Estimates from NIST and academic researchers suggest a cryptographically relevant quantum computer (CRQC) capable of breaking 256-bit elliptic curve keys could arrive between 2030 and 2040. Some outlier projections place it earlier. The timeline depends on progress in quantum error correction, which remains the primary engineering bottleneck.
Does Ethereum have a plan to become quantum resistant?
Yes, at the research stage. Vitalik Buterin and Ethereum core developers have outlined migration paths using account abstraction (EIP-4337) that would allow wallets to switch from ECDSA to post-quantum signature schemes like ML-DSA or STARK-based proofs. However, no mainnet deployment date has been set. Users would need to actively migrate their wallets when the tooling is available.

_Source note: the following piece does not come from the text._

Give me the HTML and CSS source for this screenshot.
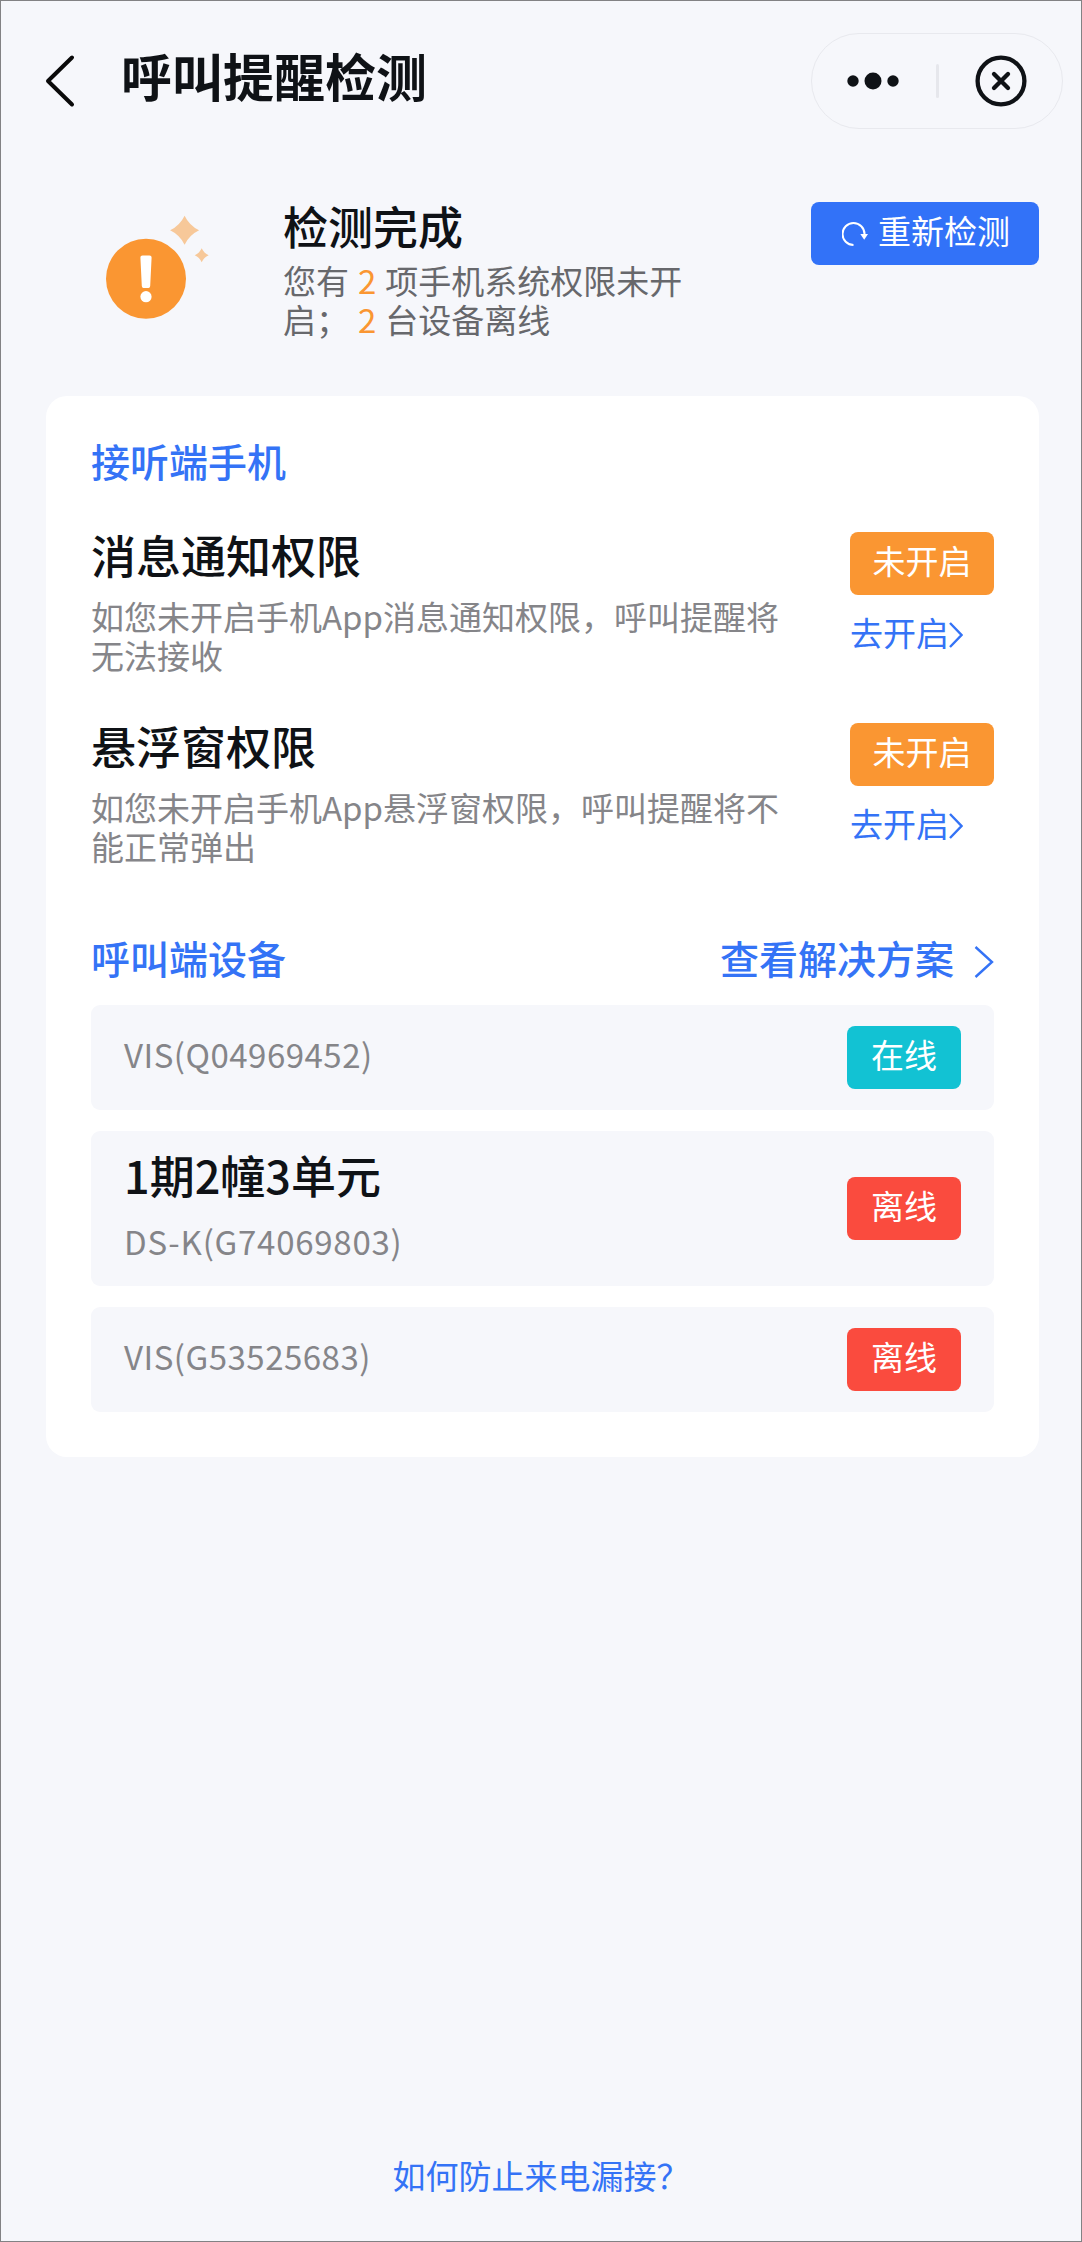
FILE: index.html
```html
<!DOCTYPE html>
<html lang="zh-CN">
<head>
    <meta charset="UTF-8">
    <meta name="viewport" content="width=device-width, initial-scale=1.0">
    <title>呼叫提醒检测</title>
    <link rel="stylesheet" href="styles.css">
</head>
<body>
    <header class="navbar">
        <svg class="back-icon" width="32" height="54" viewBox="0 0 32 54">
            <path d="M29 3.500 L5 27 L29 50.500" />
        </svg>
        <h1>呼叫提醒检测</h1>
        <div class="capsule">
            <svg class="more-icon" width="52" height="18" viewBox="0 0 52 18">
                <circle cx="6" cy="9" r="5.700" />
                <circle cx="26" cy="9" r="8.500" />
                <circle cx="46" cy="9" r="5.700" />
            </svg>
            <span class="divider"></span>
            <svg class="close-icon" width="52" height="52" viewBox="0 0 52 52">
                <circle cx="26" cy="26" r="23.400" />
                <path d="M19 19 L33 33 M33 19 L19 33" />
            </svg>
        </div>
    </header>

    <section class="summary">
        <svg class="status-icon" width="104" height="106" viewBox="0 0 104 106">
            <circle cx="40" cy="64.700" r="40" fill="#fa9632" />
            <path d="M36.500 41.500 H43.500 Q45.700 41.500 45.600 43.500 L44.200 72 Q44 74 42.500 74 H37.500 Q36 74 35.800 72 L34.400 43.500 Q34.300 41.500 36.500 41.500 Z" fill="#fff" />
            <circle cx="40" cy="82.700" r="5.600" fill="#fff" />
            <path d="M78.600 1.800 Q83.300 11.600 93.100 16.300 Q83.300 21 78.600 30.800 Q73.900 21 64.100 16.300 Q73.900 11.600 78.600 1.800 Z" fill="#f7c899" />
            <path d="M95.700 34.300 Q97.900 39.100 102.700 41.300 Q97.900 43.500 95.700 48.300 Q93.500 43.500 88.700 41.300 Q93.500 39.100 95.700 34.300 Z" fill="#f7c899" />
        </svg>
        <div class="summary-text">
            <h2>检测完成</h2>
            <p>您有 <em>2</em> 项手机系统权限未开启； <em>2</em> 台设备离线</p>
        </div>
        <button class="retry" type="button">
            <svg width="26" height="26" viewBox="0 0 26 26">
                <path d="M11.500 24 A11 11 0 1 1 22.500 13" fill="none" stroke="#fff" stroke-width="2" />
                <path d="M18.300 13 H26 L22.200 18.800 Z" fill="#fff" />
            </svg>
            <span>重新检测</span>
        </button>
    </section>

    <main class="card">
        <h3>接听端手机</h3>
        <div class="permission">
            <div class="permission-text">
                <h4>消息通知权限</h4>
                <p>如您未开启手机App消息通知权限，呼叫提醒将无法接收</p>
            </div>
            <div class="permission-action">
                <span class="tag warning">未开启</span>
                <a class="open-link" href="#">去开启<svg width="14" height="26" viewBox="0 0 14 26"><path d="M1 1 L12.500 13 L1 25" /></svg></a>
            </div>
        </div>
        <div class="permission">
            <div class="permission-text">
                <h4>悬浮窗权限</h4>
                <p>如您未开启手机App悬浮窗权限，呼叫提醒将不能正常弹出</p>
            </div>
            <div class="permission-action">
                <span class="tag warning">未开启</span>
                <a class="open-link" href="#">去开启<svg width="14" height="26" viewBox="0 0 14 26"><path d="M1 1 L12.500 13 L1 25" /></svg></a>
            </div>
        </div>

        <div class="device-header">
            <h3>呼叫端设备</h3>
            <a class="solution-link" href="#">查看解决方案<svg width="20" height="34" viewBox="0 0 20 34"><path d="M1.500 2 L18 17 L1.500 32" /></svg></a>
        </div>
        <ul class="devices">
            <li class="device">
                <span class="device-id">VIS(Q04969452)</span>
                <span class="tag online">在线</span>
            </li>
            <li class="device named">
                <div>
                    <h4>1期2幢3单元</h4>
                    <span class="device-id">DS-K(G74069803)</span>
                </div>
                <span class="tag offline">离线</span>
            </li>
            <li class="device">
                <span class="device-id">VIS(G53525683)</span>
                <span class="tag offline">离线</span>
            </li>
        </ul>
    </main>

    <a class="help-link" href="#">如何防止来电漏接？</a>
</body>
</html>
```
FILE: styles.css
```css
* {
    box-sizing: border-box;
    margin: 0;
    padding: 0;
}
body {
    font-family: "Noto Sans CJK SC", "Noto Sans", sans-serif;
    font-size: 33px;
    display: flex;
    flex-direction: column;
    height: 2242px;
    border: 1px solid #828284;
    background-color: #f6f7fb;
    color: #0f1216;
}
a {
    color: #3473f6;
    text-decoration: none;
}
svg {
    flex-shrink: 0;
}

/* Top bar */
.navbar {
    display: flex;
    align-items: center;
    height: 96px;
    margin-top: 32px;
    padding: 0 18px 0 42px;
}
.back-icon {
    fill: none;
    stroke: #0a0a0a;
    stroke-width: 4;
    stroke-linecap: round;
    stroke-linejoin: round;
}
.navbar h1 {
    flex: 1;
    margin-left: 46px;
    padding-bottom: 12px;
    font-size: 51px;
    line-height: 60px;
    font-weight: 700;
}
.capsule {
    display: flex;
    align-items: center;
    width: 252px;
    height: 96px;
    padding-left: 35px;
    border: 1.5px solid #e8e9ee;
    border-radius: 48px;
}
.more-icon {
    fill: #0f1216;
}
.divider {
    width: 3px;
    height: 34px;
    margin: 0 36px 0 37px;
    border-radius: 2px;
    background-color: #e6e7ec;
}
.close-icon {
    fill: none;
    stroke: #0f1216;
    stroke-width: 4.3;
    stroke-linecap: round;
}

/* Check result */
.summary {
    display: flex;
    align-items: flex-start;
    height: 194px;
    margin-top: 73px;
    padding: 0 42px 0 105px;
}
.status-icon {
    margin-top: 12px;
}
.summary-text {
    width: 410px;
    margin-left: 73px;
}
.summary h2 {
    font-size: 45px;
    line-height: 47px;
    font-weight: 500;
}
.summary p {
    margin-top: 12px;
    line-height: 39px;
    color: #67686c;
}
.summary em {
    margin: 0 1.5px;
    font-style: normal;
    color: #fa9632;
}
.retry {
    display: flex;
    align-items: center;
    width: 228px;
    height: 63px;
    margin-left: auto;
    padding-left: 31px;
    border: none;
    border-radius: 8px;
    background-color: #3272f8;
    color: white;
    font-family: inherit;
    font-size: 33px;
}
.retry span {
    margin-left: 10px;
    padding-bottom: 7px;
    line-height: 40px;
}

/* Main card */
.card {
    width: 993px;
    height: 1061px;
    margin-left: 45px;
    padding: 44px 45px 0;
    border-radius: 21px;
    background-color: white;
}
.card h3,
.solution-link {
    font-size: 39px;
    line-height: 40px;
    font-weight: 500;
    color: #3473f6;
}
.card h4 {
    font-size: 45px;
    line-height: 46px;
    font-weight: 500;
}
.permission {
    display: flex;
    justify-content: space-between;
    height: 142px;
    margin-top: 49px;
}
.card h3 + .permission {
    margin-top: 52px;
}
.permission-text {
    width: 700px;
}
.permission-text p {
    margin-top: 19px;
    line-height: 39px;
    color: #858589;
}
.permission-action {
    width: 144px;
}
.tag {
    display: block;
    height: 63px;
    border-radius: 8px;
    line-height: 56px;
    text-align: center;
    color: white;
}
.warning {
    background-color: #fa9632;
}
.online {
    background-color: #12c2d3;
}
.offline {
    background-color: #fa4b3e;
}
.open-link {
    display: flex;
    align-items: center;
    margin-top: 17px;
    line-height: 40px;
}
.open-link svg,
.solution-link svg {
    fill: none;
    stroke: #3473f6;
    stroke-width: 2.4;
}
.open-link svg {
    margin-top: 5px;
}

/* Device list */
.device-header {
    display: flex;
    justify-content: space-between;
    height: 40px;
    margin-top: 72px;
}
.solution-link {
    display: flex;
    align-items: center;
}
.solution-link svg {
    margin: 9px 0 0 20px;
}
.devices {
    display: flex;
    flex-direction: column;
    gap: 21px;
    margin-top: 28px;
    list-style: none;
}
.device {
    display: flex;
    align-items: center;
    justify-content: space-between;
    height: 105px;
    padding: 0 33px;
    border-radius: 9px;
    background-color: #f6f7fb;
}
.device .tag {
    width: 114px;
}
.device-id {
    display: block;
    padding-bottom: 7px;
    line-height: 44px;
    letter-spacing: 0.5px;
    color: #858589;
}
.named {
    height: 155px;
}
.named h4 {
    margin-top: 5px;
}
.named .device-id {
    margin-top: 21px;
    letter-spacing: 0.75px;
}

.help-link {
    margin: auto auto 46px;
    line-height: 40px;
}
```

Is my SHIB on an exchange safer from quantum attacks?
It depends on the exchange's migration decisions, which are not yet formalised. Centralised exchanges hold private keys on your behalf, meaning they would need to migrate those keys to post-quantum cryptography before Q-day. While major exchanges are likely to act, this represents custodial trust rather than self-sovereign protection.

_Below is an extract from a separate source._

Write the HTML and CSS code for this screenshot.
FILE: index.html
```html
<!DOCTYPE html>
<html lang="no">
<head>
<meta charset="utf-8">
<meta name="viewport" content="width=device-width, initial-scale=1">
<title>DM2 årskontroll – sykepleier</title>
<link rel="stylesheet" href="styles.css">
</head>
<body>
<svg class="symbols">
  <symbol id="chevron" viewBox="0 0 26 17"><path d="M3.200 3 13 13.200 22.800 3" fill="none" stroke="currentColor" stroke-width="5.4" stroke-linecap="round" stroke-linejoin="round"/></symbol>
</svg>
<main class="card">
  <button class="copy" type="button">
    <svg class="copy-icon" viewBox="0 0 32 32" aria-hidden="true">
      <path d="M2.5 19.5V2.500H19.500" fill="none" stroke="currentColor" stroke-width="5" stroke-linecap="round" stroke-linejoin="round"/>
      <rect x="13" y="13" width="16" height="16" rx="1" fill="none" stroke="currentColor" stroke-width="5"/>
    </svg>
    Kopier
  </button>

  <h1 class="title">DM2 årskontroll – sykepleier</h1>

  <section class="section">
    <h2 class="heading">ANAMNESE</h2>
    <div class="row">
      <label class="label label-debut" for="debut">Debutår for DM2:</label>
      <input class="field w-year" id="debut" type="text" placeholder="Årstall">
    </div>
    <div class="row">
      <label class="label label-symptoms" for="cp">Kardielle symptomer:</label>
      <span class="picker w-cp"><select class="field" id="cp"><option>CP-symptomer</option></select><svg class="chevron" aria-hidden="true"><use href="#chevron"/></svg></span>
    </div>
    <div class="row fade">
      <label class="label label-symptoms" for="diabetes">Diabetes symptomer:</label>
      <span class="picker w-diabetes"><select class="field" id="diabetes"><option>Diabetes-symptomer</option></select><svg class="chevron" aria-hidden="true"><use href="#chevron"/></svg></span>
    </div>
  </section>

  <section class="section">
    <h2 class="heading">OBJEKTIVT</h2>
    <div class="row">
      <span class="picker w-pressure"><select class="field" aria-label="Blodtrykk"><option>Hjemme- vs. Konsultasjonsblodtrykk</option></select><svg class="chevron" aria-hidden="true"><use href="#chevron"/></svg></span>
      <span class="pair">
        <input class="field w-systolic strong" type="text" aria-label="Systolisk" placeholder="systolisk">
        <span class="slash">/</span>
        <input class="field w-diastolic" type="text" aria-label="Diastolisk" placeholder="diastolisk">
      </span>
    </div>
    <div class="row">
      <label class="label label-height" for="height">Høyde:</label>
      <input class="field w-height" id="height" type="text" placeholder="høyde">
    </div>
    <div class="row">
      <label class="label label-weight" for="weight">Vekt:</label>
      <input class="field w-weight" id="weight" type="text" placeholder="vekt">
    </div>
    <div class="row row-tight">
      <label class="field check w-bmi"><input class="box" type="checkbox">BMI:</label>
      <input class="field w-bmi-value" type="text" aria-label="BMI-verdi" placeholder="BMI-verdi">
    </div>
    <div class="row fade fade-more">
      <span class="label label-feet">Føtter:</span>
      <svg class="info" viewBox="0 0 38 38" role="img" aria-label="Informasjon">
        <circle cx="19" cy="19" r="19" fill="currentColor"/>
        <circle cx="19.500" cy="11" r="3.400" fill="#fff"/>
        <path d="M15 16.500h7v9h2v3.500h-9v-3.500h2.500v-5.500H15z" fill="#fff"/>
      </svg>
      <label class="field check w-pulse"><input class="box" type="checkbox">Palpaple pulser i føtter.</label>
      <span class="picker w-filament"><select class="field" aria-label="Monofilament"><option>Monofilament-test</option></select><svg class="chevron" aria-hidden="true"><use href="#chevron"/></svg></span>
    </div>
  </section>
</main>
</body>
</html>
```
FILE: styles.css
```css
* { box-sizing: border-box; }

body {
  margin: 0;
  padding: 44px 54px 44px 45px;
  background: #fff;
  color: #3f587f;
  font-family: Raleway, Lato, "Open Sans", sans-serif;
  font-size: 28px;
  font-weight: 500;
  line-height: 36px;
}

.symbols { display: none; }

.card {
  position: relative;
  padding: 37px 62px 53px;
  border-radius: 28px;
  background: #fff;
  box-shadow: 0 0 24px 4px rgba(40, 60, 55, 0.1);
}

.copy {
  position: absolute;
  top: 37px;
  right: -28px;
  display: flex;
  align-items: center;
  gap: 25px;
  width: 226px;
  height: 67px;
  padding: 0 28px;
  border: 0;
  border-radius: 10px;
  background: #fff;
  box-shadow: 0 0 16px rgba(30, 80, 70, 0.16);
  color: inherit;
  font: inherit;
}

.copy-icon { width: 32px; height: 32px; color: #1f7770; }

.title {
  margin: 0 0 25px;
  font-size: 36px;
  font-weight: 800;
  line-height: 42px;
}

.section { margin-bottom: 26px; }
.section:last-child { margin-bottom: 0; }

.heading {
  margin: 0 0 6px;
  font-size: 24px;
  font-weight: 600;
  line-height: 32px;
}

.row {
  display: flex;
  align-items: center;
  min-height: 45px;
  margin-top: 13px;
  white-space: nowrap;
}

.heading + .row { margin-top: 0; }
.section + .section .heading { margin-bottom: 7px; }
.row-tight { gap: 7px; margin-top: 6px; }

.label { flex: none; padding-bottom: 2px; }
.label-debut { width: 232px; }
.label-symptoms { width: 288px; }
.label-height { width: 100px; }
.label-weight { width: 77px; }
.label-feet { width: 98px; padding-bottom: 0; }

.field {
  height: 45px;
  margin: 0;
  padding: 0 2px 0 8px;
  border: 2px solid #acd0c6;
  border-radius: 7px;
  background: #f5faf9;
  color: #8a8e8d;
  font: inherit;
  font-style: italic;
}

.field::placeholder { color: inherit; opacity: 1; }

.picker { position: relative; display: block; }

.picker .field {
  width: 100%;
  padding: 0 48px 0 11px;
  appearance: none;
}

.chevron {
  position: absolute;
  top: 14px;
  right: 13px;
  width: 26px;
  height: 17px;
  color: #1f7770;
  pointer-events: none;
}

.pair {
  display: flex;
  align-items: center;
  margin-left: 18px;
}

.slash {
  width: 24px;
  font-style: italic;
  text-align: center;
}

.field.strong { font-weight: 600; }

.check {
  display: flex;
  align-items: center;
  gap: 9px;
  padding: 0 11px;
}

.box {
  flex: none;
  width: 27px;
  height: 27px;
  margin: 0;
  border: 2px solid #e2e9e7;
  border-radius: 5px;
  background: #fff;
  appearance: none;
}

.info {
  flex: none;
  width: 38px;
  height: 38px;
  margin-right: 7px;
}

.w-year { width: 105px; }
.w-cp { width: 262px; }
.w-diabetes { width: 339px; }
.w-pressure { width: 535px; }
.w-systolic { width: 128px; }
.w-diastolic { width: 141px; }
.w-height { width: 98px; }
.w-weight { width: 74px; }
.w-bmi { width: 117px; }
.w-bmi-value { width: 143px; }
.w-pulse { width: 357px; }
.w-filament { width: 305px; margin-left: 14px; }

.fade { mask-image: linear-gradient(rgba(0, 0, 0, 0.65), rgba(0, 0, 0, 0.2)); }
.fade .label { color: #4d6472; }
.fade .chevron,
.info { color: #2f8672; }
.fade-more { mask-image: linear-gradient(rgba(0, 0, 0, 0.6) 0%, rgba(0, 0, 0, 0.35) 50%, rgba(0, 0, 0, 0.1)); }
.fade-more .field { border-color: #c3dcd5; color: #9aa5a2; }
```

What is the difference between a quantum-resistant wallet and a standard ECDSA wallet?
A quantum-resistant wallet uses post-quantum cryptographic algorithms, such as lattice-based ML-DSA or hash-based SLH-DSA, to sign transactions. These algorithms are based on mathematical problems with no known efficient quantum algorithm. A standard ECDSA wallet uses elliptic curve cryptography, which is vulnerable to Shor's algorithm. The key trade-off is that PQC signatures are significantly larger than ECDSA signatures, which has minor implications for on-chain fees.
Which post-quantum standards should I look for in a wallet?
Look for wallets implementing NIST-standardised algorithms finalised in August 2024: ML-DSA (CRYSTALS-Dilithium) for digital signatures, ML-KEM (CRYSTALS-Kyber) for key encapsulation, or SLH-DSA (SPHINCS+) as a hash-based alternative. These are the only algorithms that have passed NIST's rigorous multi-year evaluation process and are considered the current benchmark for post-quantum security.